Kecemasan pada wajah media yang semakin tak disiplin dengan tata krama yang mestinya dihidupinya ini, saya sebut sebagai sejenis tindakan mesum dalam industri media kita (lihat: http://bit.ly/UTcjA6). Dan saya semakin tak habis pikir ketika, setelah diingatkan seorang rekan jurnalis melalui status Facebook-nya, membaca kembali berita halaman muka Koran Tempo pada hari yang sama (25 Juni 2014), yang di situ menulis petikan kutipan dari seorang purnawirawan Kopassus. Isi petikan itu berikut ini:

Ruby, bekas anggota Tim Mawar, berjanji mencari orang-orang lain yang dianggap berbicara ngawur tentang Prabowo. "Mulai saat ini, kami akan bergerilya mencari orang-orang yang bicaranya tidak bertanggung jawab."  
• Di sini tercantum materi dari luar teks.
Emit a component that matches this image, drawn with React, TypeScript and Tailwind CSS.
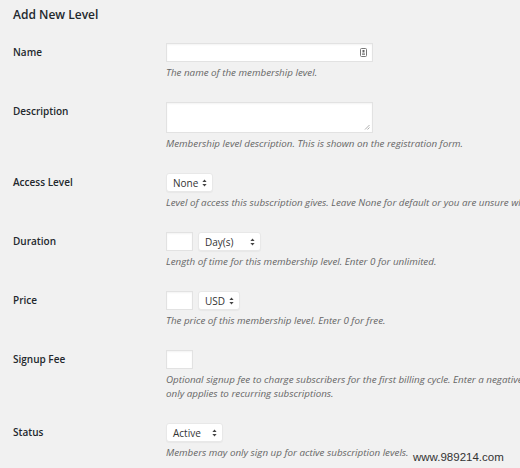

Petikan serupa juga muncul di hari yang sama pada laman Tempo.co (lihat: http://bit.ly/1lzFXoa) . Apa yang menarik dari petikan itu? Koran Tempo menyebut bahwa Kolonel Ruby yang jadi narasumbernya itu merupakan anggota Tim Mawar. Saya kira Koran Tempo merupakan salah satu koran yang membangun dan memiliki sistem data base sangat baik selain Kompas. Namun, setelah tiga hari, saya tidak juga mendapati ralat itu. Apa yang bermasalah dari petikan itu? Kalau kita cari di mesin pencari, tidak ada satupun anggota Tim Mawar Kopassus yang sebelas orang itu bernama "Ruby". Ketika Tim Mawar diadili pada 1999, Majalah Tempo sudah terbit kembali dan juga ikut melakukan liputan atas pengadilan Tim Mawar. Bagaimana bisa Koran Tempo dan Tempo.co sampai lalai untuk mencek apakah benar Kolonel Ruby yang jadi narasumbernya adalah benar-benar anggota Tim Mawar?
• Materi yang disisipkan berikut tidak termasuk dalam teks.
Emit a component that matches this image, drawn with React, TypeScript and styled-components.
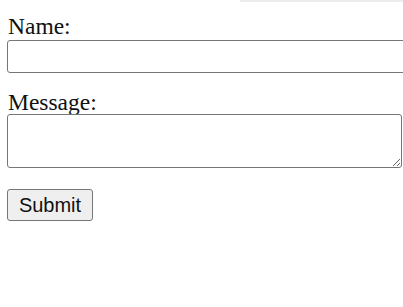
import { FC } from 'react';
import styled, { createGlobalStyle } from 'styled-components';

const GlobalStyle = createGlobalStyle`
  html, body {
    margin: 0;
    padding: 0;
    background: #fff;
    overflow: hidden;
  }
  body {
    font-family: "Liberation Serif", "Times New Roman", serif;
  }
`;

const Page = styled.div`
  position: relative;
  width: 403px;
  height: 307px;
  overflow: hidden;
`;

const TopEdge = styled.div`
  position: absolute;
  top: 0;
  left: 240px;
  width: 163px;
  height: 2px;
  background: #ececec;
`;

const Form = styled.form`
  display: flex;
  flex-direction: column;
  align-items: flex-start;
  padding: 14px 0 0 7px;
`;

const Label = styled.label`
  display: block;
  font-size: 23.5px;
  line-height: 24px;
  color: #111;
  padding-left: 1px;
`;

const TextInput = styled.input`
  box-sizing: border-box;
  width: 420px;
  height: 33px;
  margin: 2px 0 17px;
  border: 1px solid #767676;
  border-radius: 3px;
  background: #fff;
  font-size: 16px;
`;

const TextArea = styled.textarea`
  box-sizing: border-box;
  width: 395px;
  height: 54px;
  margin: 0 0 21px;
  border: 1px solid #767676;
  border-radius: 3px;
  background: #fff;
  font-size: 16px;
  resize: both;
`;

const Button = styled.button`
  box-sizing: border-box;
  width: 86px;
  height: 32px;
  padding: 0;
  border: 1px solid #767676;
  border-radius: 3px;
  background: #efefef;
  color: #111;
  font-family: "Liberation Sans", Arial, sans-serif;
  font-size: 20px;
`;

const App: FC = () => (
  <Page>
    <GlobalStyle />
    <TopEdge />
    <Form onSubmit={(e) => e.preventDefault()}>
      <Label htmlFor="name">Name:</Label>
      <TextInput id="name" type="text" />
      <Label htmlFor="message">Message:</Label>
      <TextArea id="message" />
      <Button type="submit">Submit</Button>
    </Form>
  </Page>
);

export default App;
Sayangnya saya tidak berhasil menemukan Majalah Tempo yang memuat daftar nama Tim Mawar di perpustakaan saya. Edisi tahun-tahun itu mungkin masih terikat di garasi, belum dibongkar setelah pindahan awal bulan yang lalu. Saya menemukan daftar Tim Mawar itu di Majalah Forum No. 2, 18 April 1999. 

















Setelah saya cek lagi di mesin pencari, meskipun berita soal Kolonel Ruby dengan pernyataan kontroversialnya itu juga dikutip oleh media daring lainnya, namun hanya Koran Tempo dan Tempo.co yang menyebut bahwa yang bersangkutan adalah anggota Tim Mawar. Apa maksud Koran Tempo dan Tempo.co menyebut Kolonel Ruby sebagai anggota Tim Mawar? Untuk menciptakan efek traumatik dan teror kah? Apakah penyebutan itu terkait dengan berita dan pernyataan pendiri Tempo bahwa media tidak harus netral? Dengan modus semacam itukah media harus menghidupi ketidak-netralannya? Apakah itu sekadar salah kutip, atau...?

Sejak lama kita prihatin bahwa tiga lembaga pilar demokrasi, yaitu eksekutif, legislatif dan yudikatif sudah sedemikian rupa mengalami pembusukan. Sudah banyak menteri dan bekas menteri yang dijebloskan ke tahanan. Kasus korupsi kini bahkan sedang merongrong Istana Presiden dan Wakil Presiden. Anggota DPRD dan DPR RI sudah tak terhitung yang masuk bui. Belakangan dari jajaran yudikatif kita terhenyak dengan ditangkapnya Ketua Mahkamah Konstitusi. Apalagi yang tersisa setelah semua itu, jika pers, yang sering disebut sebagai pilar keempat demokrasi (fourth estate), juga ikut-ikutan melacurkan dirinya?


Kapan Koran Tempo akan meralat atau memberikan penjelasan atas beritanya? Inikah harga dari pemihakan media yang disebutkan pendiri Tempo itu? Dan kitakah yang harus membayarnya, Pemirsa, membayarnya dengan rasa ketidakpercayaan yang semakin menyegala terhadap semua bentuk media dan informasi?